━━━ Task input ━━━
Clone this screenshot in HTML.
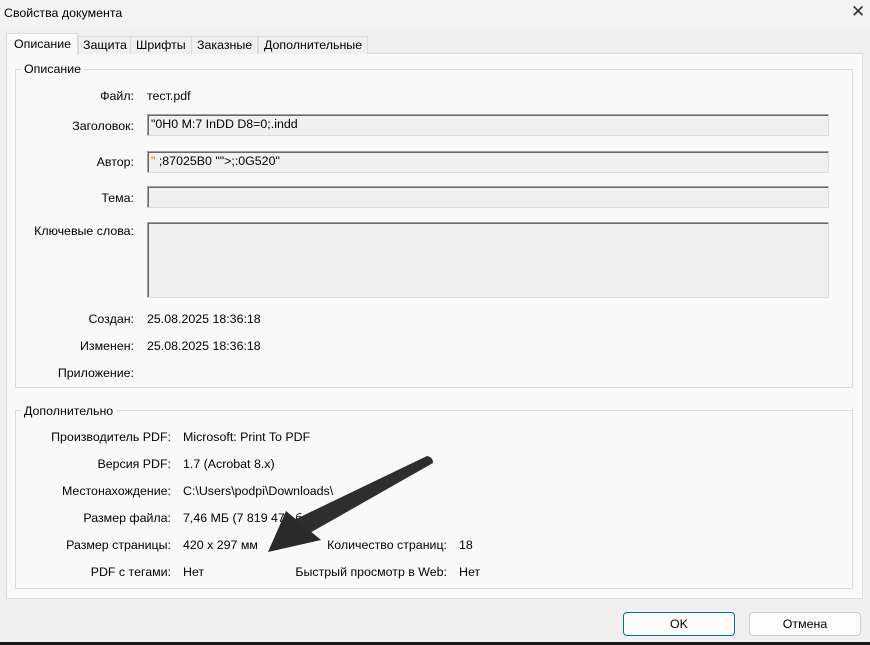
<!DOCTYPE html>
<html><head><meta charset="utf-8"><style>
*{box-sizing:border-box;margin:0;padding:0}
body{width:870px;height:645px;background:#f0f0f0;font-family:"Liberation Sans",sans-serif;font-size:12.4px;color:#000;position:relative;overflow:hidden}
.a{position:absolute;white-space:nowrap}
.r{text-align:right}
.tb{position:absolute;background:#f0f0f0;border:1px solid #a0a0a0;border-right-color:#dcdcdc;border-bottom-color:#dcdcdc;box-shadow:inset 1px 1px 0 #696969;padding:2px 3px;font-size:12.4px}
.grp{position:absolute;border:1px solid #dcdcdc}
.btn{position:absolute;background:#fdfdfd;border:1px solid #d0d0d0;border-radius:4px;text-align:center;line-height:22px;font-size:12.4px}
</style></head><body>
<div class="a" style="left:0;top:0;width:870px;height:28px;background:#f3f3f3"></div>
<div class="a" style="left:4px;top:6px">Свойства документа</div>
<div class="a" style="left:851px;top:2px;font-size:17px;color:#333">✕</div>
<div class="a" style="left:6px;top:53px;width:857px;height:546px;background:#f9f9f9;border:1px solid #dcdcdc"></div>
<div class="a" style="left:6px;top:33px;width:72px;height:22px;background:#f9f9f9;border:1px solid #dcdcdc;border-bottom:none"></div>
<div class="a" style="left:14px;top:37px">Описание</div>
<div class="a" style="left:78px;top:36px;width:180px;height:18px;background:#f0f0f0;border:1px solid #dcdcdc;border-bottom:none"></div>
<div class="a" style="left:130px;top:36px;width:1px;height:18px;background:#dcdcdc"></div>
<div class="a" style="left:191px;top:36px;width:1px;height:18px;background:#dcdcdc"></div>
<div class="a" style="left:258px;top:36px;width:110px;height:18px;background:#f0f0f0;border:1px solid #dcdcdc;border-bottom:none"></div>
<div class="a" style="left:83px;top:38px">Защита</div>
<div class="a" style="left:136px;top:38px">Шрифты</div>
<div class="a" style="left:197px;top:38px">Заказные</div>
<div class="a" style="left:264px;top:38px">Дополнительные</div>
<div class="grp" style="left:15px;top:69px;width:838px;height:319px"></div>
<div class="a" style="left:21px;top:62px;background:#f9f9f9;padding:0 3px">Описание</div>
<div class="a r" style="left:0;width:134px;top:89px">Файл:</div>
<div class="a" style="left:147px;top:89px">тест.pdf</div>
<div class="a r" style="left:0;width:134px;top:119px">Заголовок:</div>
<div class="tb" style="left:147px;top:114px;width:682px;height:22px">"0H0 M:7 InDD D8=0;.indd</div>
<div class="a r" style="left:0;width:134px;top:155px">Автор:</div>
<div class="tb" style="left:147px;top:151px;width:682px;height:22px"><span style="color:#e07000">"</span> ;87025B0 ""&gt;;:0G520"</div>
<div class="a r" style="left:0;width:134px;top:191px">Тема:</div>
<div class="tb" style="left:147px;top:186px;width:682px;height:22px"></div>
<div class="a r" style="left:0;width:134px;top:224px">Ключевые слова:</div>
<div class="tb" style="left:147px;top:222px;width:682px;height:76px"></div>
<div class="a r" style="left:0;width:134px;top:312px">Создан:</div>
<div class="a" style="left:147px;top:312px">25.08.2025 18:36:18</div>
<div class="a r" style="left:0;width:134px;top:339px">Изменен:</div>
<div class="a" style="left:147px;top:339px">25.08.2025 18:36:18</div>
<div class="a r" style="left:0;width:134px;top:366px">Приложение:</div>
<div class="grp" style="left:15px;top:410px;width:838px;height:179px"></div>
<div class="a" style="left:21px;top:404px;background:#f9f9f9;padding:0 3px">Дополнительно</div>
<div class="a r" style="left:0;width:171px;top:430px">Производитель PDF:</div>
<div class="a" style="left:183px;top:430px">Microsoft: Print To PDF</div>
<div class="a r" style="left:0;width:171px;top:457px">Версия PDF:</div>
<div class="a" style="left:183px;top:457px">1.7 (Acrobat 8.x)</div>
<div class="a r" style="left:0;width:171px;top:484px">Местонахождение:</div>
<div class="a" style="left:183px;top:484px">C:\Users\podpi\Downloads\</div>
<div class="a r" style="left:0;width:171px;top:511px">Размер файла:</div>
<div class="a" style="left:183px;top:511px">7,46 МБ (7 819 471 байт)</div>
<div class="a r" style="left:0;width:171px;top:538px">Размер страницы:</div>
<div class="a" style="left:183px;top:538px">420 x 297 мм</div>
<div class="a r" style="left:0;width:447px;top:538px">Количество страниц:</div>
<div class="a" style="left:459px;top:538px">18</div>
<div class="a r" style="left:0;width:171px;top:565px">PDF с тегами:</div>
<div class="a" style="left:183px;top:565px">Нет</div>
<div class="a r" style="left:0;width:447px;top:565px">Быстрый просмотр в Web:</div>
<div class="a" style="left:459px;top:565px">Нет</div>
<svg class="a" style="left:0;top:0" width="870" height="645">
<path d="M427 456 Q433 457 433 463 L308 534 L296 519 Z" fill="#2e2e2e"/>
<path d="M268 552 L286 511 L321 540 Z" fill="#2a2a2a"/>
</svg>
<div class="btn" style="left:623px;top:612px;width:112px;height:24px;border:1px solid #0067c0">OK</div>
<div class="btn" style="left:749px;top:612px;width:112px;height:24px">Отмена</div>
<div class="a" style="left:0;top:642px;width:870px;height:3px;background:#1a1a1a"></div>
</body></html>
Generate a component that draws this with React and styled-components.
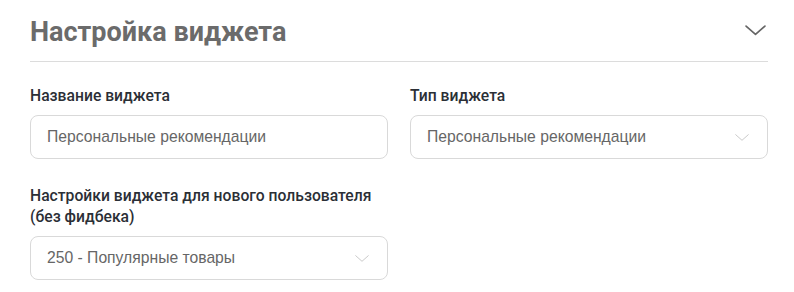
━━━
# Exercise prompt
Copy out the entries verbatim and leave the images out.

# Right answer
Clone this screenshot in HTML.
<!DOCTYPE html>
<html><head><meta charset="utf-8"><style>
*{box-sizing:border-box;margin:0;padding:0}
body{width:870px;height:645px;background:#f0f0f0;font-family:"Liberation Sans",sans-serif;font-size:12.4px;color:#000;position:relative;overflow:hidden}
.a{position:absolute;white-space:nowrap}
.r{text-align:right}
.tb{position:absolute;background:#f0f0f0;border:1px solid #a0a0a0;border-right-color:#dcdcdc;border-bottom-color:#dcdcdc;box-shadow:inset 1px 1px 0 #696969;padding:2px 3px;font-size:12.4px}
.grp{position:absolute;border:1px solid #dcdcdc}
.btn{position:absolute;background:#fdfdfd;border:1px solid #d0d0d0;border-radius:4px;text-align:center;line-height:22px;font-size:12.4px}
</style></head><body>
<div class="a" style="left:0;top:0;width:870px;height:28px;background:#f3f3f3"></div>
<div class="a" style="left:4px;top:6px">Свойства документа</div>
<div class="a" style="left:851px;top:2px;font-size:17px;color:#333">✕</div>
<div class="a" style="left:6px;top:53px;width:857px;height:546px;background:#f9f9f9;border:1px solid #dcdcdc"></div>
<div class="a" style="left:6px;top:33px;width:72px;height:22px;background:#f9f9f9;border:1px solid #dcdcdc;border-bottom:none"></div>
<div class="a" style="left:14px;top:37px">Описание</div>
<div class="a" style="left:78px;top:36px;width:180px;height:18px;background:#f0f0f0;border:1px solid #dcdcdc;border-bottom:none"></div>
<div class="a" style="left:130px;top:36px;width:1px;height:18px;background:#dcdcdc"></div>
<div class="a" style="left:191px;top:36px;width:1px;height:18px;background:#dcdcdc"></div>
<div class="a" style="left:258px;top:36px;width:110px;height:18px;background:#f0f0f0;border:1px solid #dcdcdc;border-bottom:none"></div>
<div class="a" style="left:83px;top:38px">Защита</div>
<div class="a" style="left:136px;top:38px">Шрифты</div>
<div class="a" style="left:197px;top:38px">Заказные</div>
<div class="a" style="left:264px;top:38px">Дополнительные</div>
<div class="grp" style="left:15px;top:69px;width:838px;height:319px"></div>
<div class="a" style="left:21px;top:62px;background:#f9f9f9;padding:0 3px">Описание</div>
<div class="a r" style="left:0;width:134px;top:89px">Файл:</div>
<div class="a" style="left:147px;top:89px">тест.pdf</div>
<div class="a r" style="left:0;width:134px;top:119px">Заголовок:</div>
<div class="tb" style="left:147px;top:114px;width:682px;height:22px">"0H0 M:7 InDD D8=0;.indd</div>
<div class="a r" style="left:0;width:134px;top:155px">Автор:</div>
<div class="tb" style="left:147px;top:151px;width:682px;height:22px"><span style="color:#e07000">"</span> ;87025B0 ""&gt;;:0G520"</div>
<div class="a r" style="left:0;width:134px;top:191px">Тема:</div>
<div class="tb" style="left:147px;top:186px;width:682px;height:22px"></div>
<div class="a r" style="left:0;width:134px;top:224px">Ключевые слова:</div>
<div class="tb" style="left:147px;top:222px;width:682px;height:76px"></div>
<div class="a r" style="left:0;width:134px;top:312px">Создан:</div>
<div class="a" style="left:147px;top:312px">25.08.2025 18:36:18</div>
<div class="a r" style="left:0;width:134px;top:339px">Изменен:</div>
<div class="a" style="left:147px;top:339px">25.08.2025 18:36:18</div>
<div class="a r" style="left:0;width:134px;top:366px">Приложение:</div>
<div class="grp" style="left:15px;top:410px;width:838px;height:179px"></div>
<div class="a" style="left:21px;top:404px;background:#f9f9f9;padding:0 3px">Дополнительно</div>
<div class="a r" style="left:0;width:171px;top:430px">Производитель PDF:</div>
<div class="a" style="left:183px;top:430px">Microsoft: Print To PDF</div>
<div class="a r" style="left:0;width:171px;top:457px">Версия PDF:</div>
<div class="a" style="left:183px;top:457px">1.7 (Acrobat 8.x)</div>
<div class="a r" style="left:0;width:171px;top:484px">Местонахождение:</div>
<div class="a" style="left:183px;top:484px">C:\Users\podpi\Downloads\</div>
<div class="a r" style="left:0;width:171px;top:511px">Размер файла:</div>
<div class="a" style="left:183px;top:511px">7,46 МБ (7 819 471 байт)</div>
<div class="a r" style="left:0;width:171px;top:538px">Размер страницы:</div>
<div class="a" style="left:183px;top:538px">420 x 297 мм</div>
<div class="a r" style="left:0;width:447px;top:538px">Количество страниц:</div>
<div class="a" style="left:459px;top:538px">18</div>
<div class="a r" style="left:0;width:171px;top:565px">PDF с тегами:</div>
<div class="a" style="left:183px;top:565px">Нет</div>
<div class="a r" style="left:0;width:447px;top:565px">Быстрый просмотр в Web:</div>
<div class="a" style="left:459px;top:565px">Нет</div>
<svg class="a" style="left:0;top:0" width="870" height="645">
<path d="M427 456 Q433 457 433 463 L308 534 L296 519 Z" fill="#2e2e2e"/>
<path d="M268 552 L286 511 L321 540 Z" fill="#2a2a2a"/>
</svg>
<div class="btn" style="left:623px;top:612px;width:112px;height:24px;border:1px solid #0067c0">OK</div>
<div class="btn" style="left:749px;top:612px;width:112px;height:24px">Отмена</div>
<div class="a" style="left:0;top:642px;width:870px;height:3px;background:#1a1a1a"></div>
</body></html>
Generate a component that draws this with React and styled-components.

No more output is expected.